Project Finance: Fundamental Elements and Critical Issues
29 Pages Posted: 9 May 2019
Date Written: August 29, 2011
Abstract
In 1859 Ferdinand de Lesseps and his Suez Canal Company started what was considered at the time as an impossible infrastructural project, linking the Mediterranean with the Red Sea. Ten years and countless intricacies later, the Suez Canal opened for business. The project’s characteristics were precarious international financing, technical and political difficulties, unexplained cost variations and mediocre business results. If these bear the hallmarks of pure project finance, then probably the Suez Canal can be considered as its prototype.

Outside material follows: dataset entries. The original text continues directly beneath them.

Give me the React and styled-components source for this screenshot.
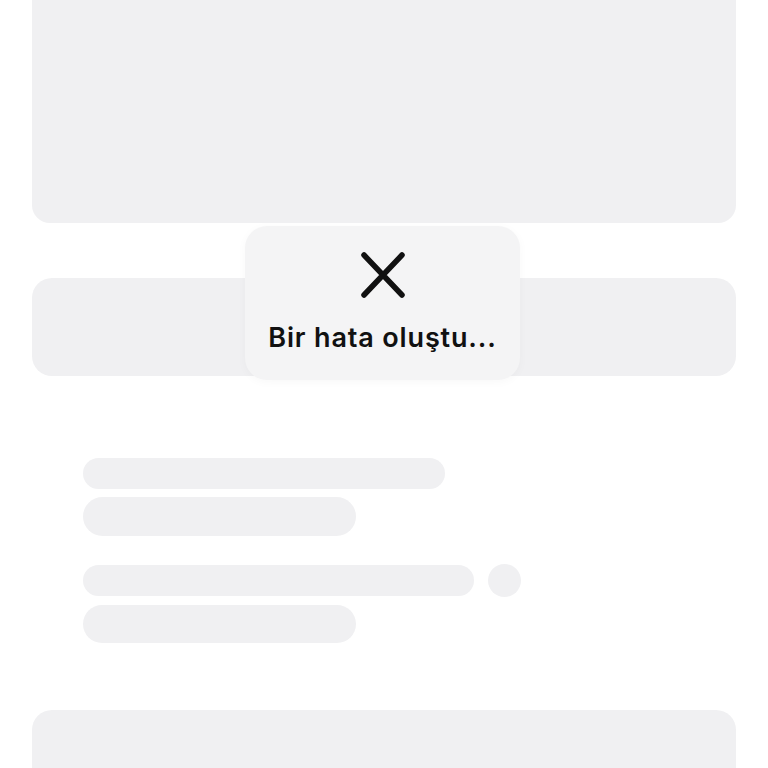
import React from 'react';
import styled, { createGlobalStyle } from 'styled-components';

const GlobalStyle = createGlobalStyle`
  html, body {
    margin: 0;
    padding: 0;
    background: #ffffff;
    font-family: Inter, "Noto Sans", "Liberation Sans", sans-serif;
    overflow: hidden;
  }
`;

const Page = styled.div`
  position: relative;
  width: 768px;
  height: 768px;
  overflow: hidden;
  padding: 0 32px;
  box-sizing: border-box;
  display: flex;
  flex-direction: column;
`;

const Card = styled.div`
  flex-shrink: 0;
  background: #f0f0f2;
  border-radius: ${(p) => p.$radius || 20}px;
  height: ${(p) => p.$height}px;
  margin-top: ${(p) => p.$offset || 0}px;
`;

const SkeletonGroup = styled.div`
  display: flex;
  flex-direction: column;
  gap: 8px;
  padding: 0 51px;
  margin-top: ${(p) => p.$offset}px;
`;

const Row = styled.div`
  display: flex;
  align-items: center;
  gap: 14px;
`;

const Bar = styled.div`
  background: #f0f0f2;
  border-radius: 999px;
  width: ${(p) => p.$width}px;
  height: ${(p) => p.$height}px;
`;

const Dot = styled.div`
  background: #f0f0f2;
  border-radius: 50%;
  width: 33px;
  height: 33px;
`;

const Toast = styled.div`
  position: absolute;
  left: 245px;
  top: 226px;
  width: 275px;
  height: 154px;
  box-sizing: border-box;
  background: #f4f4f5;
  border-radius: 22px;
  box-shadow: 0 2px 10px rgba(0, 0, 0, 0.03);
  display: flex;
  flex-direction: column;
  align-items: center;
  padding-top: 25px;
  gap: 23px;
`;

const Message = styled.div`
  font-size: 27px;
  font-weight: 600;
  color: #111111;
  letter-spacing: 0.85px;
  line-height: 32px;
`;

const App = () => (
  <>
    <GlobalStyle />
    <Page>
      <Card $height={243} $offset={-20} $radius={18} />
      <Card $height={98} $offset={55} />
      <SkeletonGroup $offset={82}>
        <Bar $width={362} $height={31} />
        <Bar $width={273} $height={39} />
      </SkeletonGroup>
      <SkeletonGroup $offset={28}>
        <Row>
          <Bar $width={391} $height={31} />
          <Dot />
        </Row>
        <Bar $width={273} $height={38} />
      </SkeletonGroup>
      <Card $height={120} $offset={67} />
      <Toast>
        <svg width="46" height="48" viewBox="0 0 46 48" fill="none">
          <path d="M4 4 L42 44 M42 4 L4 44" stroke="#111" strokeWidth="5.5" strokeLinecap="round" />
        </svg>
        <Message>Bir hata oluştu...</Message>
      </Toast>
    </Page>
  </>
);

export default App;
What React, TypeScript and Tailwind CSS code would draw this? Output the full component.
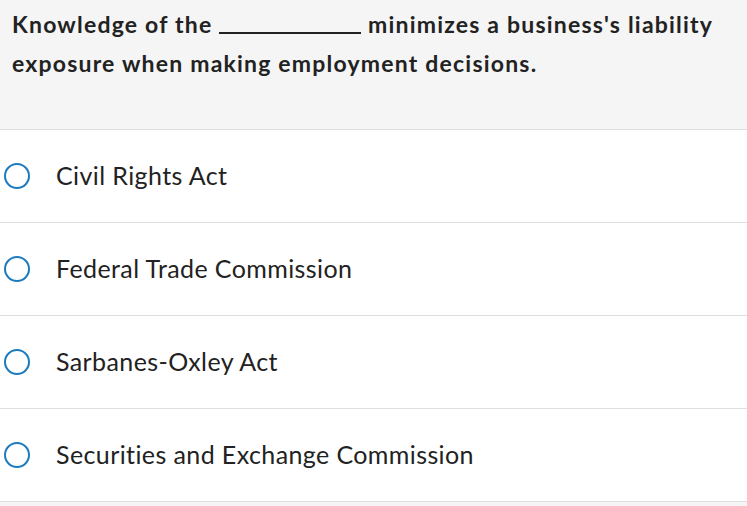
import React from "react";

const options = [
  "Civil Rights Act",
  "Federal Trade Commission",
  "Sarbanes-Oxley Act",
  "Securities and Exchange Commission",
];

export default function App() {
  return (
    <div className="w-[747px] h-[506px] bg-[#f5f5f5] overflow-hidden" style={{ fontFamily: "Lato, 'Open Sans', sans-serif" }}>
      <div className="h-[130px] bg-[#f5f5f5] border-b border-[#dedede] px-[12px] pt-[5px]">
        <p className="text-[23px] leading-[39px] font-bold tracking-[1.2px] text-[#222]">
          Knowledge of the{" "}
          <span className="inline-block w-[142px] border-b-2 border-[#222] align-baseline h-[1px] translate-y-[1px]"></span>{" "}
          minimizes a business's liability exposure when making employment decisions.
        </p>
      </div>
      <div className="bg-white">
        {options.map((o) => (
          <div key={o} className="h-[93px] border-b border-[#dedede] flex items-center">
            <div className="ml-[4px] w-[26px] h-[26px] rounded-full border-[2.5px] border-[#1b7bbd]"></div>
            <span className="ml-[26px] text-[25px] tracking-[0.4px] text-[#222]">{o}</span>
          </div>
        ))}
      </div>
    </div>
  );
}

This Paper is neither a technical nor a financial analysis of the Suez Canal project. It unfolds emphatically from this historical juncture because the characteristics and issues pertaining at the time are those still prevailing today. The technology, the formalities and the language of financing as well as the legal niceties of the relationships might have suffered progressive format changing, yet the underlying mechanics have remained unaltered.
Central to the Paper’s objective is the assessment and management of the various risk/return factors and how this impinges on the motivation of the various participants of the project. Risk is thus considered as the leading fundamental element which may, or may not lift off the project from its drawing board.
The second part of the Paper deals with contemporary thematic issues affecting the use or non-use of project finance. It considers that the credit crisis, the very recent sovereign bankruptcies, regulatory constraints and socio-economic considerations have given a new definition to project finance.